Hi Ryan,
I face with similar issue about how to calculate L. I used GATK software for downstream SNP calling for resequencing data containing two populations. And let GATK output all sites in VCF1, which include SNPs and invariant sites. Suppose VCF1 has 10,000,000 sites, which is the total length of genome. Then, I kept only sites that sequenced in at least 80% of all samples in VCF2, which contain 800,000 sites (200,000 SNPs and 600,000 invariant sites). Next, I used snpEff software annotate these variants. Variants were classified as exonic, intronic, 5’ UTR , 3’UTR, splicing, intergenic and so on. SNPs that were located in exonic regions were classified as synonymous or nonsynonymous SNPs. Only synonymous SNPs were used to perform DADI analysis. Supposing the total length of exonic regions is 400,000 in VCF2 and the total number of synonymous SNPs is 100,000 in VCF2 . Finally, in order to account for missing calls for some individuals in populations, I performed projection down to maximize the number of segregating sites in final dadi analysis, which include 20,000 sites.
Based on your reply to Aude, my understanding is L = 400,000 * (20,000/800,000) = 10,000
I’m not sure whether I have a correct understanding about L. Could you help me make it clear?

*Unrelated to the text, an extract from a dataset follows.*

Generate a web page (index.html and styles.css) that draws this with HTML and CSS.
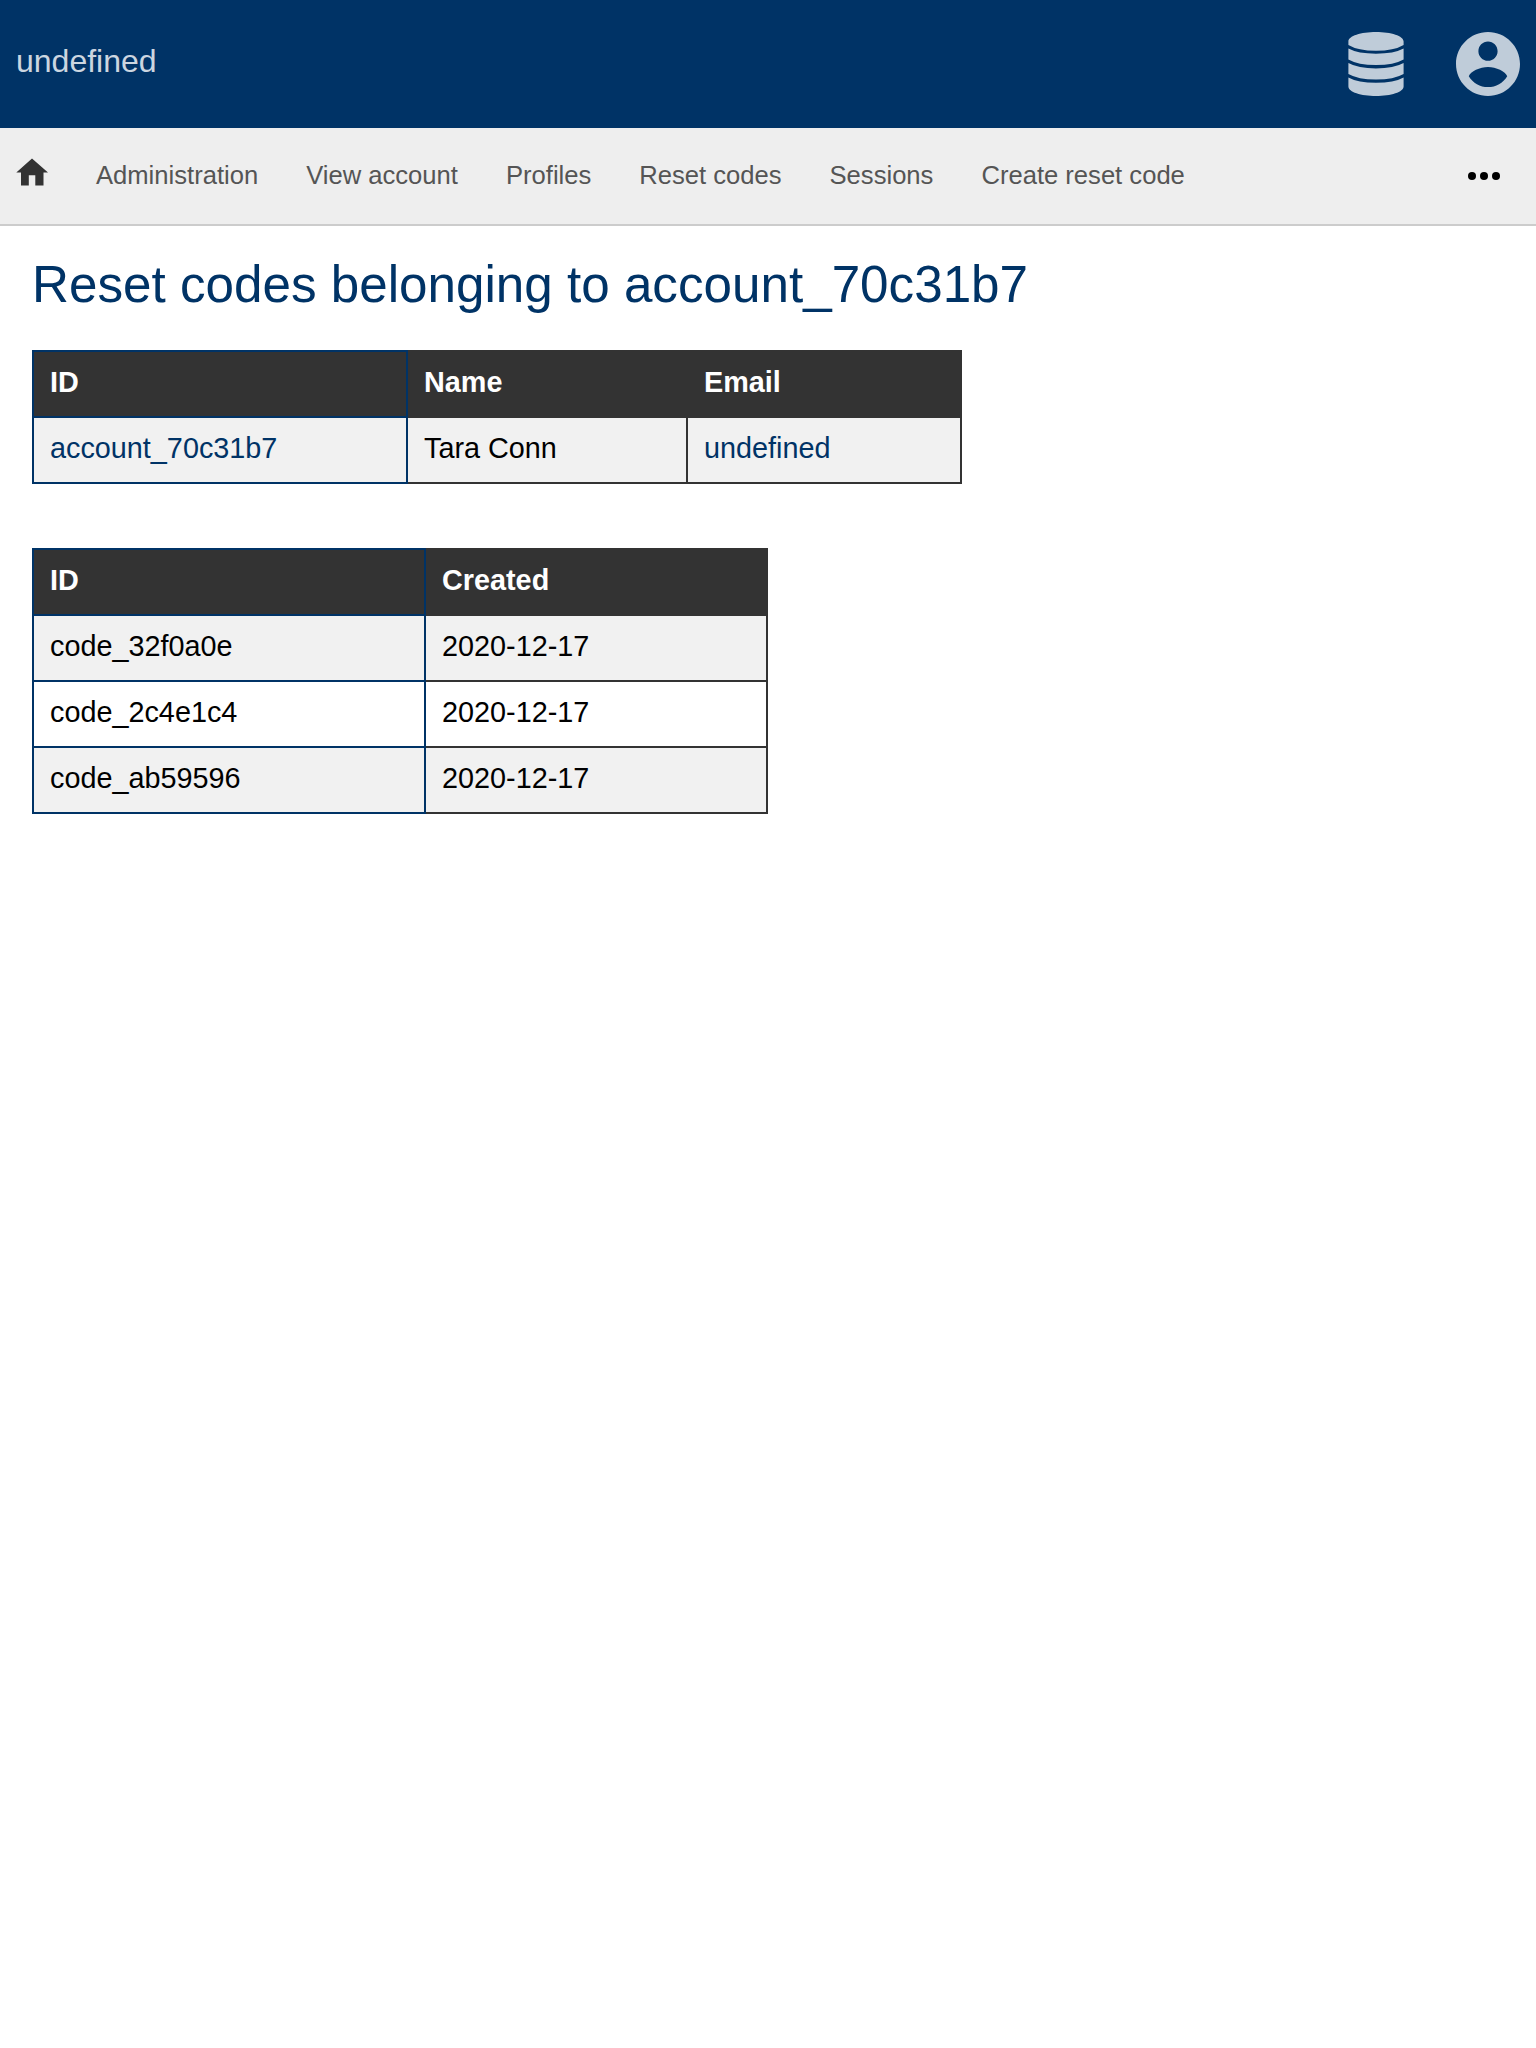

Many thanks for your help!
Best,
Qi
Thanks again for your reply. I’m sorry I
muddled up the location of synonymous sites. Now, I understand the L is the total
length of coding regions if we use the rate of mutations that create synonymous
variants.
However, for some organisms, we may know the mutation rate to create any variant, but not know the rate of mutations that create synonymous variants. As you mentioned in another post (https://groups.google.com/g/dadi-user/c/ptGoDYG_iYY/m/L8Bb7HcAAgAJ), “if you’re using synonymous sites, you also need to account for the fact that not all mutations in coding regions will be synonymous.” If we still use synonymous sites in dadi analysis and use the mutation rate to create any variant in formula theta = 4*Ne*mu*L, L is no longer the total length of coding regions. We need to scale L. How to scale? In this case, I think L ~ (the total length of coding regions) * (total number of synonymous sites in final dadi anlysis / total number of SNPs in coding regions). Is it an appropriate way to calculate L or not?
Best
Qi